Los centenarios sirven para rememorar momentos del pasado y también, por qué no, para establecer analogías con el presente.

Se cumplen 100 años del golpe de Estado que protagonizó el general Miguel Primo de Rivera con la aquiescencia del rey Alfonso XIII. Hace un siglo, un manifiesto, el del 13 de septiembre, anunció al país la disolución de las Cortes, el cese de muchos funcionarios y cargos públicos y el inicio de una etapa de mano dura para garantizar el orden público. Precisamente este 31 de octubre se cumplen 101 años de la marcha sobre Roma protagonizada por las milicias fascistas de Benito Mussolini. Dos momentos de la historia que nos permiten diseccionar el pasado a la búsqueda de similitudes, o prácticas, que aún son empleadas sin rubor por actores políticos contemporáneos.

Cuenta Alejandro Quiroga, doctor en Ciencias Políticas y autor de una excelente biografía sobre Miguel Primo de Rivera, que el dictador fue el primer líder político en utilizar de forma sistemática un discurso populista desde el poder. Hizo bandera de la antipolítica, habló de casta, falseó la realidad e incorporó a su discurso grandes dosis de nacionalismo. La propaganda del régimen procuraba crear alrededor del general una imagen de líder carismático. Utilizó para ello los medios de comunicación más vanguardistas de su tiempo: la radio, el cine, multitud de publicaciones locales e incluso una agencia de publicidad le sirvieron de instrumento. Fundó un periódico, La Nación, y elaboraba notas oficiosas de obligada publicación.

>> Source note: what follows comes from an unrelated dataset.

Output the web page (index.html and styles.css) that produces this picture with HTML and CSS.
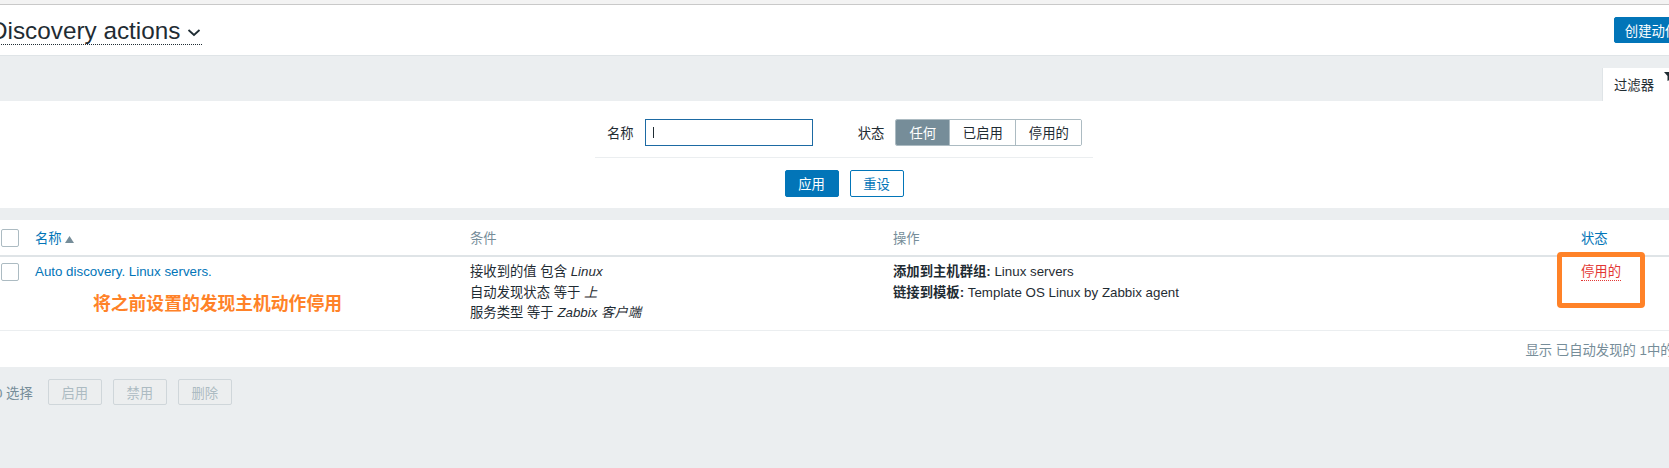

Si bien el concepto populismo es ambiguo a la hora de definir movimientos, partidos e ideologías, la utilización de los medios de comunicación en modo populista –salvando las distancias en el tiempo– permiten alguna que otra analogía. El pujolismo primigenio y sus epígonos después han utilizado durante décadas los medios de comunicación de la Generalitat para crear sentimientos identitarios y blindar el Govern. No en vano el exconseller de ERC Joan Manuel Tresserras insistía en el rol constructor de la nación catalana asignado a TV3 y Catalunya Ràdio. Jordi Pujol llegó a dictar las preguntas y respuestas de sus entrevistas a algunos periodistas que aún están ejerciendo la profesión. En 1923, el marqués de Estella interiorizó que la propaganda oficial, los medios de comunicación y las ceremonias patrióticas infundían legitimidad a las instituciones. Cien años después mucho ha cambiado en este país, pero no lo suficiente. Los medios de la CCMA aún difunden el universo simbólico del nacionalismo catalán y magnifican sus actividades programadas.

Hace un siglo, el golpista Primo de Rivera, que decía hablar en nombre del pueblo, señalaba un enemigo a batir, manipulaba la historia, se escudaba en la bandera y fundaba un partido instrumental (UP). Alguien podría llegar a pensar que en el movimiento-partido de Carles Puigdemont curiosamente se concitan todos los elementos anteriormente señalados. Tómense el caso como una analogía rebosante de inocencia.

El escritor Antonio Scurati narra con todo tipo de detalles la marcha sobre Roma de los camisas negras fascistas a finales de octubre de 1922. Retrata rituales, simbología, consignas y describe la atmósfera del momento. A Benito Mussolini le gustaba teatralizar los movimientos y acciones de sus fieles empleando el fuego como elemento atemorizador, mágico y emocional. Años más tarde, Adolf Hitler haría lo mismo intentando conseguir un efecto místico, una embriaguez colectiva. Cuesta comprender cómo esta práctica tenebrosa de las antorchas, propia de rituales fascistas, ha conseguido instalarse en el modus operandi de algunas formaciones y partidos que se consideran serios y democráticos. Pienso en la ANC, la CUP, Junts o ERC.

Recientemente, en la ciudad de Barcelona se celebraron marchas de antorchas y en ellas no faltaron los incidentes, insultos, agresiones y silbidos. Lo que para algunos es una expresión popular y colectiva de reivindicación nacional para muchos ciudadanos es un acto intimidatorio. Los historiadores han polemizado acerca de los contactos entre dirigentes del independentismo catalán de los años treinta con prohombres del fascismo italiano. Eso es historia a estudiar, me dirán; cierto, pero un desfile de antorchas en noche cerrada da que pensar; otra analogía pergeñada desde la inocencia de un humilde observador. Cien años no es nada si la bicha es fea.